**Stated problem:** Collect all lines containing the word "components" from the data.

Items from a dataset
-- BEGIN --

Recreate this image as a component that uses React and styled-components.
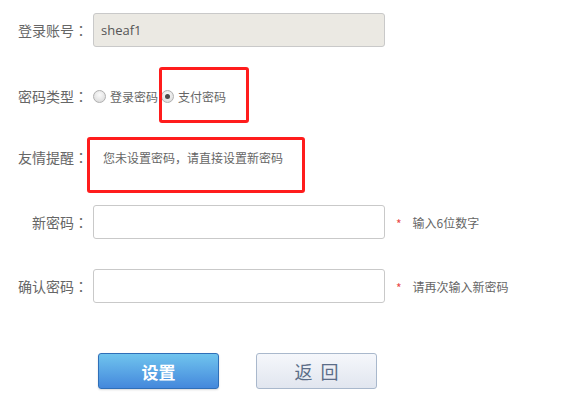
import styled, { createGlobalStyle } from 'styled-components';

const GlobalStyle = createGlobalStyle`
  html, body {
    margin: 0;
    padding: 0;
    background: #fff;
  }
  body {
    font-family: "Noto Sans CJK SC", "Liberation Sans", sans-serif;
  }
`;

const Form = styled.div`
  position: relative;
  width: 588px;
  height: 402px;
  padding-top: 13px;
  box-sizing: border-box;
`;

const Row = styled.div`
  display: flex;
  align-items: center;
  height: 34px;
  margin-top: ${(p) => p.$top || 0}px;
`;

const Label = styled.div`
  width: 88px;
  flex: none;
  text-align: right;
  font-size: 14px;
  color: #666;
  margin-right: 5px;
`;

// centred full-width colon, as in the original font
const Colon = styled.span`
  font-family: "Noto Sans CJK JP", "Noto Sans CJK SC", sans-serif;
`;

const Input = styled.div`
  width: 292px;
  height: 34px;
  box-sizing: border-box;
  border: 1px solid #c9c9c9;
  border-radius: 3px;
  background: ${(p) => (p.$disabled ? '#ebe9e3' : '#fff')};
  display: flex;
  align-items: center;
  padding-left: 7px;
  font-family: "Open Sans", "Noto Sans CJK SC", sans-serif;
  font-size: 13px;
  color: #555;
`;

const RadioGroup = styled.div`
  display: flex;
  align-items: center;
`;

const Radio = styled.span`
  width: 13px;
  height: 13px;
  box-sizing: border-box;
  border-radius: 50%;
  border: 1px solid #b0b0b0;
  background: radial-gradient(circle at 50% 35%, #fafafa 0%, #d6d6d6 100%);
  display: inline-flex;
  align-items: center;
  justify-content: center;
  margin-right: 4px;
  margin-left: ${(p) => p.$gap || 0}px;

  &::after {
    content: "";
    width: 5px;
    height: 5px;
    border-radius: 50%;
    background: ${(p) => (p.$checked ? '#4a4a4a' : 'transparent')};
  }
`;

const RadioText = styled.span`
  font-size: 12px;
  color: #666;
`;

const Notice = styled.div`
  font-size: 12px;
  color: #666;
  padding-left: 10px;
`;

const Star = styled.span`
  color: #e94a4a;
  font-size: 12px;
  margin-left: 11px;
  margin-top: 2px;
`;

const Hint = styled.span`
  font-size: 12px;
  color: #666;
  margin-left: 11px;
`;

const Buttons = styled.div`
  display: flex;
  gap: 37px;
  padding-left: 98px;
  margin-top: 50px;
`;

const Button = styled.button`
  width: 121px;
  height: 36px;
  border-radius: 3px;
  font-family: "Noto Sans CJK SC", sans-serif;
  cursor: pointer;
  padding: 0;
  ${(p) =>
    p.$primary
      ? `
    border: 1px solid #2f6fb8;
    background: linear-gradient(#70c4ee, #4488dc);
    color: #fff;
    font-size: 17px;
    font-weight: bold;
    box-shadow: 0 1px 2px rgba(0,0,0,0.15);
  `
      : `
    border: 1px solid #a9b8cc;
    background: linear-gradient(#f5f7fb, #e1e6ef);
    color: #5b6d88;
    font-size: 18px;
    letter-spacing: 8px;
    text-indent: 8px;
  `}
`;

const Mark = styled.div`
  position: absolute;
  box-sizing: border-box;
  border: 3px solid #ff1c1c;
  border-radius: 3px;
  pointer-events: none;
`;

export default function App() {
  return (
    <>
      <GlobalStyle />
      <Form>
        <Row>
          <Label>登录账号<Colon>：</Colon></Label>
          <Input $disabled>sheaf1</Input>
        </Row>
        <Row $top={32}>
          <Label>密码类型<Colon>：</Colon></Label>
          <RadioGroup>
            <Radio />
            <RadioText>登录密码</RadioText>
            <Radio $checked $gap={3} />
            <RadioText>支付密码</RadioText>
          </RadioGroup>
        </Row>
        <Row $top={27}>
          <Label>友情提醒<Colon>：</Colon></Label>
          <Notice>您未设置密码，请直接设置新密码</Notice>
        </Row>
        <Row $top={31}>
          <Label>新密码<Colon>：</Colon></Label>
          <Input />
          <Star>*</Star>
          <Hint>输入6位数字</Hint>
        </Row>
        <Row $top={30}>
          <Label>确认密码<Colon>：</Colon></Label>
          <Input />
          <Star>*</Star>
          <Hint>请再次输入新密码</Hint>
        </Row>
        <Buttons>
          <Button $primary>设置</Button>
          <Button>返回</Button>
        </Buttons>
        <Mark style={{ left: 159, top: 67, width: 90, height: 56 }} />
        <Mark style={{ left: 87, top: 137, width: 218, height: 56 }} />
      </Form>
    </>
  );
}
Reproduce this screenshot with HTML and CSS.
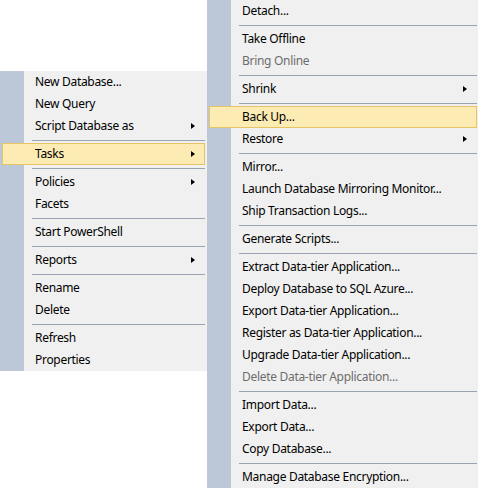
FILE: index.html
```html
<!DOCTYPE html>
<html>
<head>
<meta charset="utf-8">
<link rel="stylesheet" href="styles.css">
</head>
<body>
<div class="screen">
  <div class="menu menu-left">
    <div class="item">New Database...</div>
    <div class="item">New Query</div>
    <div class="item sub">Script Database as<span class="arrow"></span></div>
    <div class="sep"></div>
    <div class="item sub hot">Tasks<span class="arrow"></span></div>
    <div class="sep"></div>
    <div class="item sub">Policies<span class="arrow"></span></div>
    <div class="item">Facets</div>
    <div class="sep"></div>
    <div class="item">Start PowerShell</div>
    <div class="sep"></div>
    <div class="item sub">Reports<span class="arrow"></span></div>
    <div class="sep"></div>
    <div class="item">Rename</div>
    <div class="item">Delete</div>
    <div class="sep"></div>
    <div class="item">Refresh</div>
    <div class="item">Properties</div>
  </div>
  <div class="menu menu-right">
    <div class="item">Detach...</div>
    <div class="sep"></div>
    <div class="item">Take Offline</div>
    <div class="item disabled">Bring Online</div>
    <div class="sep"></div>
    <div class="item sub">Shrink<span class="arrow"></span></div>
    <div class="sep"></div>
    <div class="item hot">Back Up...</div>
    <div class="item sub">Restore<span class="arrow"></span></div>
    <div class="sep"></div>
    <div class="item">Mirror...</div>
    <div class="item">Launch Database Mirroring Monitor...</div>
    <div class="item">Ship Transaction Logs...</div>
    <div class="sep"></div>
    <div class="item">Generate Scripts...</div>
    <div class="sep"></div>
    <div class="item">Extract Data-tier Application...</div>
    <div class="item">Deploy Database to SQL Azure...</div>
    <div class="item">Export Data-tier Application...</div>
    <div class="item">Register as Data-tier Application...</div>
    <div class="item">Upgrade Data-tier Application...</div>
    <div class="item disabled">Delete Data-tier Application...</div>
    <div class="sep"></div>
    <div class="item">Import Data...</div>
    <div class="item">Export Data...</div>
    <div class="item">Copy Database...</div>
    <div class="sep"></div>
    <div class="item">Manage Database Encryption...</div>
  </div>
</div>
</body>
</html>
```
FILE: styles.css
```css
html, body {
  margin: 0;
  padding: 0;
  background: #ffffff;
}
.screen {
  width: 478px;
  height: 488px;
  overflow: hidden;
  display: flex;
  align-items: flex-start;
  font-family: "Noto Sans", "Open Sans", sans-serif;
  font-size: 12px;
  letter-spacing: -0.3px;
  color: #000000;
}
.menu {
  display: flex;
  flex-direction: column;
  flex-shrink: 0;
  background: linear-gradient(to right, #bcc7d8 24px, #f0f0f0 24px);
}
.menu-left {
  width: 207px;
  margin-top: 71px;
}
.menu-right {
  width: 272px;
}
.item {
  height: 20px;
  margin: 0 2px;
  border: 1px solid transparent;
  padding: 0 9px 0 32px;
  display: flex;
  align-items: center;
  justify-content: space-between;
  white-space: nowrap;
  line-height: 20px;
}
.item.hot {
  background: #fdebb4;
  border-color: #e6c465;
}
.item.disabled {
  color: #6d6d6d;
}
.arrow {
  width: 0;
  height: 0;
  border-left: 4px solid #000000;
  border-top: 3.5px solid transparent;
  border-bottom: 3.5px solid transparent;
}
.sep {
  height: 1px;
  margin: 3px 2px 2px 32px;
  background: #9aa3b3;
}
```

-- END --

**Solved problem:**
Recreate this image as a component that uses React and styled-components.
import styled, { createGlobalStyle } from 'styled-components';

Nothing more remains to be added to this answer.